THE PROBLEM:
Wherever the string "components" appears, copy the whole line.

[start PROVIDED ENTRIES]

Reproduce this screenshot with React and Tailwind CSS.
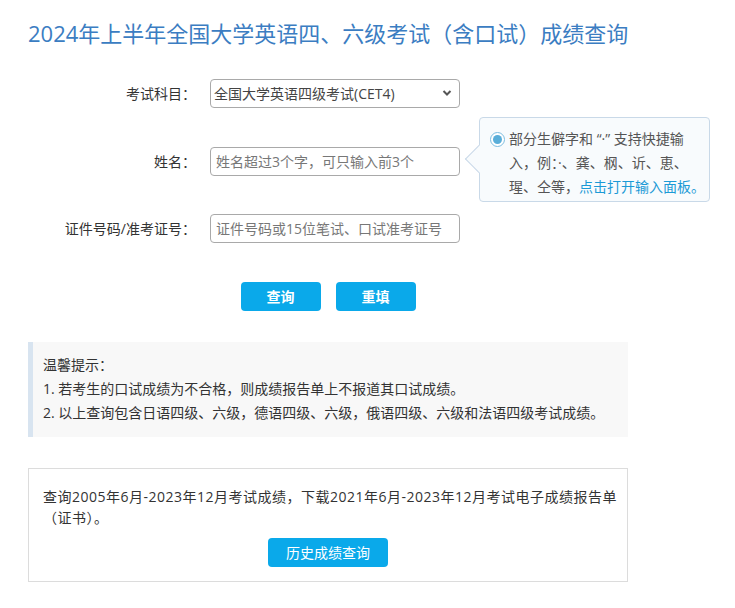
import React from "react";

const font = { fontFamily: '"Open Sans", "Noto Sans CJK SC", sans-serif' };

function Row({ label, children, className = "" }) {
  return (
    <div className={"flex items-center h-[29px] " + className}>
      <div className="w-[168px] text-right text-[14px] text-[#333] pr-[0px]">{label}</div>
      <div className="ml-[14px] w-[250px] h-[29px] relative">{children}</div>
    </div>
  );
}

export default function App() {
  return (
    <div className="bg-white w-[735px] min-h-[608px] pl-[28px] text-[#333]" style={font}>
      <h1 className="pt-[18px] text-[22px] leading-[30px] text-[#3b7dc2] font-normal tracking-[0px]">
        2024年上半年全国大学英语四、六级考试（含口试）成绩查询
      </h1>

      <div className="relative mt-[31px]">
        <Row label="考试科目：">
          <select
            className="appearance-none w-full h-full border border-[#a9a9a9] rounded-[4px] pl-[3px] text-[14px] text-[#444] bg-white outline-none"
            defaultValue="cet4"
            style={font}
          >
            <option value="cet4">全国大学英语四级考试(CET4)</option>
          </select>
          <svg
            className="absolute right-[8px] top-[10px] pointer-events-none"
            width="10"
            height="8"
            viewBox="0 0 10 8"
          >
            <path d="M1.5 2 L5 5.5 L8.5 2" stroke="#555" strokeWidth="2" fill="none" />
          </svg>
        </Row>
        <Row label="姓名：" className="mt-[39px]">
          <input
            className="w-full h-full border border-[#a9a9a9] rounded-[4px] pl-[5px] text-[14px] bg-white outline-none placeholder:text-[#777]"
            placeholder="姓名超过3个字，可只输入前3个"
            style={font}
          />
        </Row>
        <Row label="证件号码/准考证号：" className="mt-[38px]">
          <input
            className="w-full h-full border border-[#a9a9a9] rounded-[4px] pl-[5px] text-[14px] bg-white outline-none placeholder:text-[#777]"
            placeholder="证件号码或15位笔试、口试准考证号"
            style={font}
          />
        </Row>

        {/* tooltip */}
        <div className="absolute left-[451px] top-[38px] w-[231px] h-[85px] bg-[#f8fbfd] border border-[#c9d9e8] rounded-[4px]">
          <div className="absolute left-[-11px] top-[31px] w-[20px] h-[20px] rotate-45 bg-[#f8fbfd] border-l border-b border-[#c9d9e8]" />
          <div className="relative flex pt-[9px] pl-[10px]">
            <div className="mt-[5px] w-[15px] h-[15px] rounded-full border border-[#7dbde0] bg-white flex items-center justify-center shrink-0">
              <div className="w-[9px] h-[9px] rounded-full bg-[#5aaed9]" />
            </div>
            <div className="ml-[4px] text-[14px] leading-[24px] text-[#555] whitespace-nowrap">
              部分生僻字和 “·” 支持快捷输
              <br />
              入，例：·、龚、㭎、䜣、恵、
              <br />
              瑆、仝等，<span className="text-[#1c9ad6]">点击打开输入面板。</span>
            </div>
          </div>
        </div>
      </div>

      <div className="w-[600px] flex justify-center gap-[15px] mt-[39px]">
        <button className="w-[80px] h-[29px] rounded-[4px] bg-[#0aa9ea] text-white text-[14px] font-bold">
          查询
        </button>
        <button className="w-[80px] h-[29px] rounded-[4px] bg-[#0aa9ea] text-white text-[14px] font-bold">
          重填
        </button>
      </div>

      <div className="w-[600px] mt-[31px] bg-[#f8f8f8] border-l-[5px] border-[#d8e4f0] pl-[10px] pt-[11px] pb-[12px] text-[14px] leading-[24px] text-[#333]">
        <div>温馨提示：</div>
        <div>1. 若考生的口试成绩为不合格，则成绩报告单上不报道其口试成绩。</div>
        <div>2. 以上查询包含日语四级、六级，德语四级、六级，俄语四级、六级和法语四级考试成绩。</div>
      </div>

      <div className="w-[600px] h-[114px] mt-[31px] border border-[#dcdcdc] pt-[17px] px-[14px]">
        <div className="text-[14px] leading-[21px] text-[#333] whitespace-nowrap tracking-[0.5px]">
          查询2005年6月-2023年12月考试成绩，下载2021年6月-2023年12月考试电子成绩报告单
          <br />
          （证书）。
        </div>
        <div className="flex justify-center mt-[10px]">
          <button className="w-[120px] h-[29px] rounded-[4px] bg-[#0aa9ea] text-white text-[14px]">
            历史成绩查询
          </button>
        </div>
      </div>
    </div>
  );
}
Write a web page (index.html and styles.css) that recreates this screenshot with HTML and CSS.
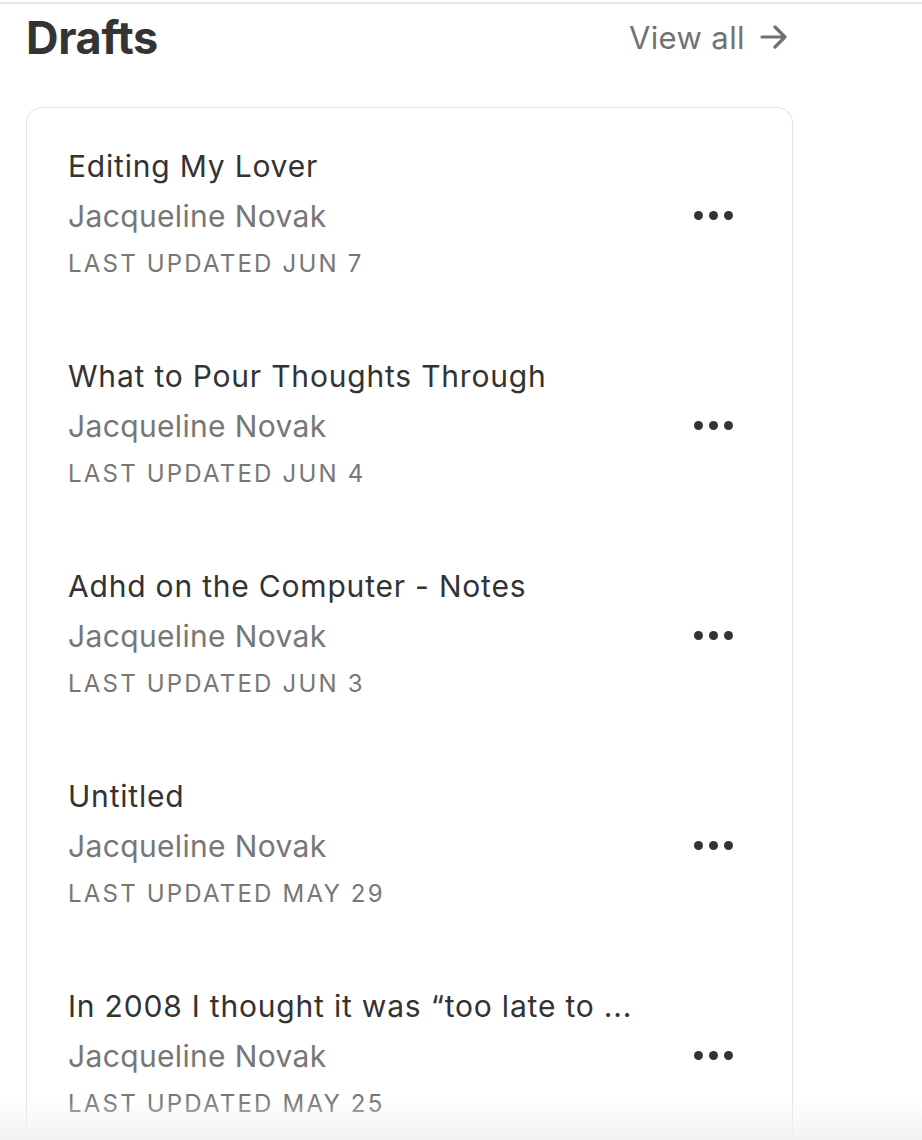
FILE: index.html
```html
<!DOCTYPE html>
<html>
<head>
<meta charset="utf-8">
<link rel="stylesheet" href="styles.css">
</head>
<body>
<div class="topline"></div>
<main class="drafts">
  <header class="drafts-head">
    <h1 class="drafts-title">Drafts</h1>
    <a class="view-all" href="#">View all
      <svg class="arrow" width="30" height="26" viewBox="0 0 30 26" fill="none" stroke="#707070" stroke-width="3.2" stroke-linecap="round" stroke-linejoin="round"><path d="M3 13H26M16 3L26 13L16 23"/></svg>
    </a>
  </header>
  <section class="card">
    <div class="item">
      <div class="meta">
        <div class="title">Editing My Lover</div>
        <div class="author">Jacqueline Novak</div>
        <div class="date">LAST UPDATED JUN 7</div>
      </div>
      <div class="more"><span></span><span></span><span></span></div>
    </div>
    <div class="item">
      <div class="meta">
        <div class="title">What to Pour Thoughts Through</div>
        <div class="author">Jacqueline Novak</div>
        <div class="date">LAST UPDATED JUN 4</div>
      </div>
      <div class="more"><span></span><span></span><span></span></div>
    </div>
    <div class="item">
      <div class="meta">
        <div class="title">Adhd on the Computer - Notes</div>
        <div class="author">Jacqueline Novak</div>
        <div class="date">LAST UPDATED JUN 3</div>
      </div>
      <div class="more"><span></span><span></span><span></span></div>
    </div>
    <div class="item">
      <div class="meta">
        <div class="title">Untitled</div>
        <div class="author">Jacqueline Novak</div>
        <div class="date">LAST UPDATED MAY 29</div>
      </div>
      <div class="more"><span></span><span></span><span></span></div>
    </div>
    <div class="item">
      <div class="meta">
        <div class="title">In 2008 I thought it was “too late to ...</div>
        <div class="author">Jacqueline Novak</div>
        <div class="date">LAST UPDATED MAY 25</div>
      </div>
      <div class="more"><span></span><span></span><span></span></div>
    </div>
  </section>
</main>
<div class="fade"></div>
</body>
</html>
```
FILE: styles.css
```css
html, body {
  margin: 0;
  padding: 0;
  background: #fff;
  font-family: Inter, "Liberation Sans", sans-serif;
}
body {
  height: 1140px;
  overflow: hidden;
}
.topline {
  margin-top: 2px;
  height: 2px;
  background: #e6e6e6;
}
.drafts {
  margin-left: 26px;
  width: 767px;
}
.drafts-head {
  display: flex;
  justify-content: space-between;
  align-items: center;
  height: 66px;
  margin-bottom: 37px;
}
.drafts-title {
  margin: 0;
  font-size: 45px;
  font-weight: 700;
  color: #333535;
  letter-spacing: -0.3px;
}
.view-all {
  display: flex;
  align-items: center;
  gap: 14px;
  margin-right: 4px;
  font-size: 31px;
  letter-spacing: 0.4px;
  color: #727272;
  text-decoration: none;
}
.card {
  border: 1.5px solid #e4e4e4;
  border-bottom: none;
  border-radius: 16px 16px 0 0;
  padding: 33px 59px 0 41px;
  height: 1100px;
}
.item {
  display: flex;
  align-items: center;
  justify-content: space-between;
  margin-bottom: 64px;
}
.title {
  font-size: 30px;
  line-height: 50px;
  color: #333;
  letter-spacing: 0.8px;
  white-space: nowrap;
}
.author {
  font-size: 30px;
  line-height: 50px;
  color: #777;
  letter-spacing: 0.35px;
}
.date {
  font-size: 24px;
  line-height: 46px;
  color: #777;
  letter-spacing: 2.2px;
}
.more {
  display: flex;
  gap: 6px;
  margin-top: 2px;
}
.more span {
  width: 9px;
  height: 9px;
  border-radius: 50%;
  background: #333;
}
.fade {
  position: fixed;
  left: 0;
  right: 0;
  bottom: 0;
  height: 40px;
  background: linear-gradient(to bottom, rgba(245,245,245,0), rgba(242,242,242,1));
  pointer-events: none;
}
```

[end PROVIDED ENTRIES]
[start PROVIDED ENTRIES]

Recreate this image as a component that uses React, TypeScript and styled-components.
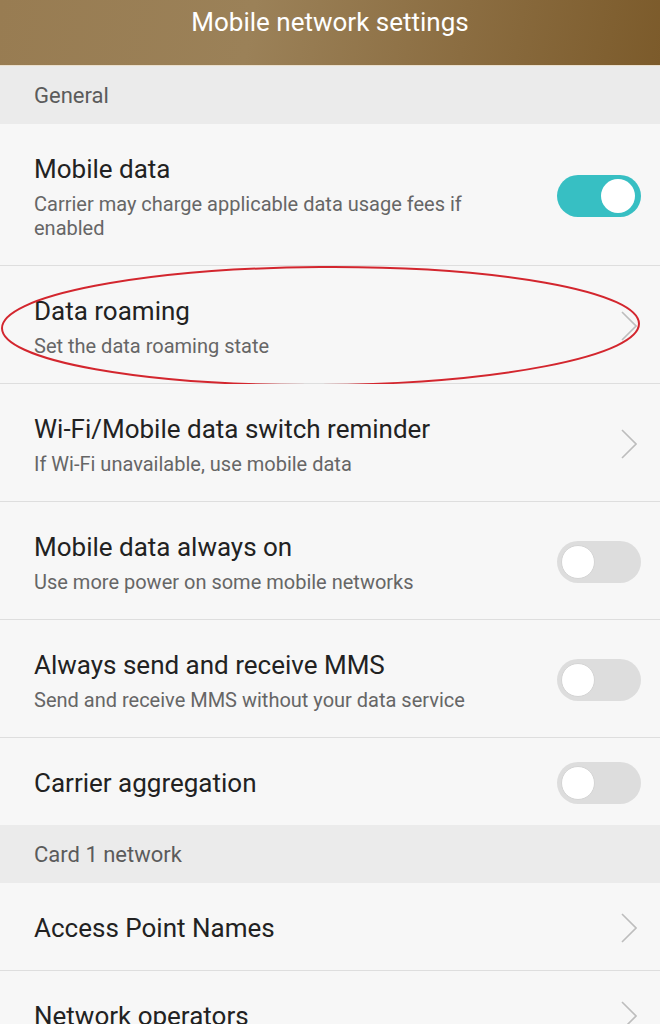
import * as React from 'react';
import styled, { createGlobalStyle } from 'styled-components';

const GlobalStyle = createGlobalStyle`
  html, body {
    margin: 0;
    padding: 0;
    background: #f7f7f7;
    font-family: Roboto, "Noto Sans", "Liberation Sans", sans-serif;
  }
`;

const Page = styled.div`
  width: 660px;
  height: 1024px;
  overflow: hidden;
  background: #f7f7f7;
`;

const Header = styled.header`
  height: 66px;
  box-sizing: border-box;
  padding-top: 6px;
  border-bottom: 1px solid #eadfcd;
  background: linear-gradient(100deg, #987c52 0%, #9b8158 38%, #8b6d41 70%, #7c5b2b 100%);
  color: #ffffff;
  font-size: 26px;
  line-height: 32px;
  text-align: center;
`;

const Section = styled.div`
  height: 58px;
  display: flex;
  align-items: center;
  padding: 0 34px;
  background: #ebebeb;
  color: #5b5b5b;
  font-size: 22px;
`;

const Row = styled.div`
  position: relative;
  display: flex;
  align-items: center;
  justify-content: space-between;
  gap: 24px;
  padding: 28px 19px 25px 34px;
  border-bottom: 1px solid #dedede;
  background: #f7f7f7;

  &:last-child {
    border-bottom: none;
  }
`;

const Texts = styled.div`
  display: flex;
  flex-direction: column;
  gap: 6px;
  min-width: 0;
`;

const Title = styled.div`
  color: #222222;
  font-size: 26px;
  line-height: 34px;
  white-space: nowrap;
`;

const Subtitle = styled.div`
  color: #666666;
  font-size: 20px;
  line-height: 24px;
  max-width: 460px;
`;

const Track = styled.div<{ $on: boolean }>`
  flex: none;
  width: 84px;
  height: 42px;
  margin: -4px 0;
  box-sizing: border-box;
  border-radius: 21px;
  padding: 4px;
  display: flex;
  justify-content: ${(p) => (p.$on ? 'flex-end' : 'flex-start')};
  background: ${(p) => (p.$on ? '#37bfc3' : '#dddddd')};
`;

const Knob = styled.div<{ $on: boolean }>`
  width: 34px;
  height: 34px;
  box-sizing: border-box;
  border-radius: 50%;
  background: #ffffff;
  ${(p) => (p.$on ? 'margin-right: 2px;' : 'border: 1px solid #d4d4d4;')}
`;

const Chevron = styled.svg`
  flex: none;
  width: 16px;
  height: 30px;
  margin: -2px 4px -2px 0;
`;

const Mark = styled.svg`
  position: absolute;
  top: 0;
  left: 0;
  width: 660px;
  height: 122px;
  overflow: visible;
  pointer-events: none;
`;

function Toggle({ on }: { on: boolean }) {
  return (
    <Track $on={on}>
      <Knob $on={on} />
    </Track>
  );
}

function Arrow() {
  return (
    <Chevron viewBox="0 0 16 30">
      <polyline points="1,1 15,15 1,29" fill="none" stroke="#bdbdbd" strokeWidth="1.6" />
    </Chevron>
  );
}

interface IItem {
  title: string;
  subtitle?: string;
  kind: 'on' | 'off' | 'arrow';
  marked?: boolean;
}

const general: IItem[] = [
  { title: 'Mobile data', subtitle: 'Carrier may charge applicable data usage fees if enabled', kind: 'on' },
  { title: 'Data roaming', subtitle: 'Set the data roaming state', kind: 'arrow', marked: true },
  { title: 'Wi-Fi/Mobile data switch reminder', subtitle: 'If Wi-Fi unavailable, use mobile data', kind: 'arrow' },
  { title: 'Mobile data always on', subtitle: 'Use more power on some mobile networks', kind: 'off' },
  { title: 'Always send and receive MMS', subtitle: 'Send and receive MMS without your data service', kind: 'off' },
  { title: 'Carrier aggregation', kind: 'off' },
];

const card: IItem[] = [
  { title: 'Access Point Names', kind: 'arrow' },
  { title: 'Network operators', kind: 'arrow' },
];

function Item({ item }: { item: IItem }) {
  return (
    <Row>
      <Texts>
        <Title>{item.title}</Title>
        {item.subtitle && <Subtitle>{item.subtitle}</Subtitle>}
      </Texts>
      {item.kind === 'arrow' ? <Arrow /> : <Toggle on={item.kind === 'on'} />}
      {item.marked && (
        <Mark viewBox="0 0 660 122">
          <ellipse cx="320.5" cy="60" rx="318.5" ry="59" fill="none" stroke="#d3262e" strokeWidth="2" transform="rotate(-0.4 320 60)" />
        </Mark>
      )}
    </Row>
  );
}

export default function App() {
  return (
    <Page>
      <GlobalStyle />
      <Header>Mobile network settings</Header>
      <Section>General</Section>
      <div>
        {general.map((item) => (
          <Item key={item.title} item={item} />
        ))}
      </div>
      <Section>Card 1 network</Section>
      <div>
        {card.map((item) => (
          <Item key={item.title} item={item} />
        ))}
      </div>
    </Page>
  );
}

[end PROVIDED ENTRIES]

THE SOLUTION:
Recreate this image as a component that uses React, TypeScript and styled-components.
import styled, { createGlobalStyle } from 'styled-components';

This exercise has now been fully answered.